Warner told commissioners her small staff and growing number of offenders is forcing her to strike deals with more defendants than ever before.

She said she is offering offenders more “open pleas” than ever before to keep cases from backing up. Typically offenders accept a plea bargain in exchange for a certain amount of time in jail. However, open plea bargains call for her to “cap” the plea at a certain number of years in prison and for the judge to determine the final sentence.

Warner said defendants accept open pleas because they’re hoping the judge will give them probation instead of jail time.

“So cases that used to get 75 years to life in prison are getting capped at 20 years and (defendants) are hoping to get probation, and in some cases they are getting probation,” she said.

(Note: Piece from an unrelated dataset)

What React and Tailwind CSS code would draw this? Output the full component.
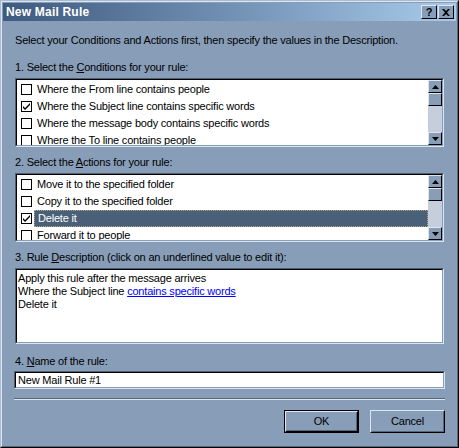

Warner said she fears the county could be “overrun by gang members, violent offenders and pedophiles” because of the growth in crime coupled with a backlog of cases.

Silva said as county judge he also deals directly with crime victims.

And he said he understands the need for an additional prosecutor.

“It’s very frustrating,” he said. “It’s hard. But we’re up against deficits and (revenue) shortfalls.”

Warner said she would use her federal forfeiture funds to finance a second assistant prosecutor’s position until the end of the budget year.

However, she told commissioners she would return this summer and ask them to fully fund an assistant prosecutor for her office.